Booker Tate and LBC assembled a multi-disciplinary team of legal, social and technical specialists from the UK, Mozambique and South Africa and the team engaged project stakeholders, comprising beneficiaries, off-taker and government entities.

“Public Private Partnerships are common for infrastructure projects, like toll roads and dams, but less common in the agri-industrial sector, because of complicated arrangements for repayment surety,” explains Hugh Glyn-Jones, Managing Director, Booker Tate. “One of the challenges of this project was to design a viable PPP framework model, that would guarantee a flow of funds to repay loans for the capital required for the bulk infrastructure and downstream development.  This will be achieved by dividing the project into two components. Firstly, the bulk infrastructure component comprising bulk water supply, power and main roads and secondly, the downstream development component, comprising in-field irrigation systems, land development and crop establishment.

“We are optimistic that this initiative that will provide job opportunities, alleviate poverty and improve the livelihoods of the local community. Beneficiaries of this project will include the Cofamosa membership, farmers associations, small scale farmers, their dependents and service providers.

“It is understood that the project area has good topography, fertile soils and readily available irrigation water from the Corumana Dam. Harvested sugar cane, grown by smallholder farmers, will be delivered under contract to the nearby Xinavane Sugar Mill, which is privately owned and operated.

“It has been rewarding for the team, through collaborative efforts, to streamline a large and disparate stakeholder group – with a wide range of entrenched views and diverse expectations – to accept our proposed framework for financing and implementing this project.”

This PPP framework model, which is supported by Mozambican stakeholders, is likely to be replicated by other agricultural projects in Africa, which have similarly been stalled.

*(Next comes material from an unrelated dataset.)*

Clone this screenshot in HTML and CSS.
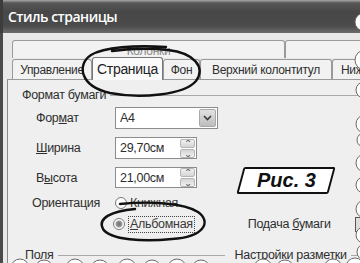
FILE: index.html
```html
<!DOCTYPE html>
<html lang="ru">
<head>
  <meta charset="UTF-8" />
  <title>Стиль страницы</title>
  <link rel="stylesheet" href="styles.css">
</head>
<body>
  <div class="window">
    <div class="titlebar">Стиль страницы</div>

    <div class="client">
      <div class="tabs back">
        <div class="tab wide"><span class="faded">Колонки</span></div>
        <div class="tab rest"></div>
      </div>
      <div class="tabs front">
        <div class="tab t-manage">Управление</div>
        <div class="tab active">Страница</div>
        <div class="tab t-bg">Фон</div>
        <div class="tab t-header">Верхний колонтитул</div>
        <div class="tab t-footer">Нижний</div>
      </div>

      <div class="panel">
        <div class="group"><span>Формат бумаги</span><i class="rule"></i></div>

        <div class="row">
          <label>Фор<u>м</u>ат</label>
          <div class="select">
            <span>A4</span>
            <span class="drop">
              <svg width="9" height="6" viewBox="0 0 9 6"><path d="M1 1l3.5 3.5L8 1" fill="none" stroke="#3a3a3a" stroke-width="1.6"/></svg>
            </span>
          </div>
        </div>

        <div class="row">
          <label><u>Ш</u>ирина</label>
          <div class="spin">
            <span>29,70см</span>
            <span class="spin-btns"><b>&#8963;</b><b class="down">&#8963;</b></span>
          </div>
        </div>

        <div class="row short">
          <label>В<u>ы</u>сота</label>
          <div class="spin">
            <span>21,00см</span>
            <span class="spin-btns"><b>&#8963;</b><b class="down">&#8963;</b></span>
          </div>
        </div>

        <div class="row orient">
          <label>Ориентация</label>
          <span class="radio"></span>
          <span class="opt">Книжная</span>
        </div>

        <div class="row album">
          <span class="radio on"></span>
          <span class="opt focus"><u>А</u>льбомная</span>
          <span class="feed">Подача <u>б</u>умаги</span>
          <span class="feed-box"></span>
        </div>

        <div class="group bottom">
          <span>Поля</span><i class="rule"></i>
          <span class="second">Настройки разметки</span><i class="rule"></i>
        </div>
      </div>
    </div>

    <svg class="marks" width="360" height="263" viewBox="0 0 360 263">
      <path d="M166 47 C135 45 104 47 91 55 C77 64 79 86 110 93 C140 99 184 95 196 81 C206 67 194 53 168 50 C150 48 128 49 112 51" fill="none" stroke="#111" stroke-width="2.4" stroke-linecap="round"/>
      <path d="M120 204 C150 201 184 203 198 212 C212 222 204 237 172 239 C144 242 110 240 103 229 C97 218 112 211 135 209" fill="none" stroke="#111" stroke-width="2.4" stroke-linecap="round"/>
    </svg>

    <div class="fig"><span>Рис. 3</span></div>

    <svg class="torn" width="360" height="263" viewBox="0 0 360 263">
      <g fill="#fff" stroke="#6a6a6a" stroke-width="1">
        <circle cx="364" cy="22" r="9"/>
        <circle cx="365" cy="60" r="10"/>
        <circle cx="364" cy="90" r="8"/>
        <circle cx="365" cy="124" r="9"/>
        <circle cx="364" cy="140" r="7"/>
        <circle cx="365" cy="163" r="9"/>
        <circle cx="364" cy="185" r="8"/>
        <circle cx="365" cy="209" r="9"/>
        <circle cx="364" cy="235" r="8"/>
        <circle cx="365" cy="252" r="8"/>
        <circle cx="20" cy="268" r="9"/>
        <circle cx="44" cy="269" r="9"/>
        <circle cx="75" cy="268" r="9"/>
        <circle cx="100" cy="269" r="9"/>
        <circle cx="127" cy="268" r="9"/>
        <circle cx="152" cy="269" r="9"/>
        <circle cx="177" cy="268" r="9"/>
        <circle cx="201" cy="269" r="9"/>
        <circle cx="263" cy="268" r="9"/>
        <circle cx="285" cy="269" r="9"/>
        <circle cx="333" cy="268" r="9"/>
        <circle cx="355" cy="267" r="9"/>
      </g>
    </svg>
  </div>
</body>
</html>
```

FILE: styles.css
```css
* { box-sizing: border-box; }

body {
  margin: 0;
  background: #fff;
  font-family: "Liberation Sans", Arial, sans-serif;
}

.window {
  position: relative;
  width: 360px;
  height: 263px;
  overflow: hidden;
  background: #e8e8e8;
  color: #2e2e2e;
  font-size: 12px;
  letter-spacing: -0.3px;
}

.titlebar {
  height: 33px;
  padding: 0 8px 0 5px;
  display: flex;
  align-items: center;
  border-left: 3px solid #3c3c3c;
  background: linear-gradient(#a8a8a8 0, #575757 3px, #474747 12px, #4b4b4b 26px, #6c6c6c 33px);
  color: #fff;
  font: 600 14px "Open Sans", sans-serif;
  letter-spacing: -0.5px;
}

.client {
  height: 230px;
  border-left: 3px solid #4a4a4a;
  padding-top: 7px;
}

/* tab rows */
.tabs {
  display: flex;
  margin-left: 9px;
}

.tab {
  flex: none;
  display: flex;
  align-items: center;
  justify-content: center;
  white-space: nowrap;
  overflow: hidden;
  border: 1px solid #9a9a9a;
  border-bottom: none;
  border-radius: 3px 3px 0 0;
  background: #f2f2f2;
}

.tabs.back { height: 18px; }
.tabs.back .wide { width: 273px; }
.tabs.back .rest { width: 120px; }
.faded { color: #8a8a8a; margin-top: 3px; }

.tabs.front {
  height: 22px;
  margin-top: -1px;
  align-items: flex-end;
}

.tabs.front .tab { height: 20px; }
.t-manage { width: 80px; }
.t-bg { width: 37px; }
.t-header { width: 132px; }
.t-footer { width: 120px; justify-content: flex-start !important; padding-left: 8px; }

.tabs.front .active {
  width: 71px;
  height: 23px;
  background: #fafafa;
  border-color: #777;
  font-size: 14px;
  color: #222;
  position: relative;
  z-index: 1;
  margin-bottom: -1px;
}

/* page panel */
.panel {
  margin-left: 4px;
  height: 200px;
  padding: 8px 0 0 14px;
  border-left: 1px solid #8a8a8a;
  border-top: 1px solid #9a9a9a;
  background: #efefef;
}

.group {
  display: flex;
  align-items: center;
  height: 14px;
  font-size: 12.5px;
  white-space: nowrap;
}

.group span { padding-right: 4px; }
.rule {
  flex: 1;
  border-top: 1px solid #a8a8a8;
  height: 0;
}

.row {
  display: flex;
  align-items: center;
  height: 22px;
  margin-top: 8px;
  padding-left: 14px;
  font-size: 12.5px;
  white-space: nowrap;
}

.group + .row { margin-top: 5px; }
.row.short { height: 21px; }

.row label { width: 79px; flex: none; }

.select, .spin {
  display: flex;
  align-items: center;
  height: 100%;
  padding: 0 1px 0 4px;
  background: #fff;
  border: 1px solid #8c8c8c;
}

.select { width: 103px; }
.select span:first-child, .spin span:first-child { flex: 1; }

.drop {
  width: 17px;
  height: 18px;
  display: flex;
  align-items: center;
  justify-content: center;
  border: 1px solid #a9a9a9;
  border-radius: 2px;
  background: linear-gradient(#e2e2e2, #bdbdbd);
}

.spin { width: 82px; }

.spin-btns {
  display: flex;
  flex-direction: column;
  gap: 1px;
  width: 15px;
}

.spin-btns b {
  height: 9px;
  display: flex;
  align-items: center;
  justify-content: center;
  font-size: 10px;
  font-weight: normal;
  line-height: 9px;
  color: #555;
  border: 1px solid #b5b5b5;
  border-radius: 2px;
  background: linear-gradient(#f2f2f2, #d4d4d4);
  overflow: hidden;
}

.spin-btns .down { transform: scaleY(-1); }

.row.orient {
  height: 18px;
  margin-top: 6px;
  padding-left: 10px;
}

.row.orient label { width: 83px; }

.radio {
  flex: none;
  width: 12px;
  height: 12px;
  border: 1px solid #777;
  border-radius: 50%;
  background: #fff;
  margin-right: 3px;
}

.radio.on {
  background: radial-gradient(circle, #6d6d6d 0, #9a9a9a 3px, #fff 4px);
}

.opt { color: #3a3a3a; }

.row.album {
  height: 18px;
  margin-top: 3px;
  padding-left: 91px;
}

.focus {
  border: 1px dotted #444;
  padding: 0 1px;
  line-height: 15px;
}

.feed { flex: none; margin-left: 53px; }

.feed-box {
  flex: none;
  margin-left: 24px;
  width: 12px;
  height: 15px;
  border: 1px solid #555;
  background: #ddd;
}

.group.bottom {
  margin-top: 15px;
  padding-left: 3px;
}

.group.bottom .rule:first-of-type { flex: none; width: 167px; }
.group.bottom .second { padding-left: 10px; }

/* overlays: hand-drawn marks, caption, torn edge */
.marks, .torn {
  position: absolute;
  top: 0;
  left: 0;
  pointer-events: none;
}

.fig {
  position: absolute;
  left: 240px;
  top: 167px;
  width: 92px;
  height: 27px;
  display: flex;
  align-items: center;
  justify-content: center;
  transform: skewX(-15deg);
  background: #fff;
  border: 2px solid #111;
  border-radius: 2px;
}

.fig span {
  transform: skewX(15deg);
  font: italic bold 20px "Liberation Sans", Arial, sans-serif;
  letter-spacing: 0;
  color: #111;
}
```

Booker Tate was acquired a year ago by a South African owned company – Bosch Projects Pty (Ltd) part of the Bosch Holdings group of multi-disciplinary consulting engineering companies. Together, Booker Tate and Bosch Projects have provided innovative, cost competitive technical solutions for cane sugar mills and refineries, cogeneration plants, ethanol distilleries, sugar cane production and general agribusiness, in over 100 countries. Specialist services extend from feasibility studies to detailed engineering design, construction and commissioning in both the agricultural and factory sectors.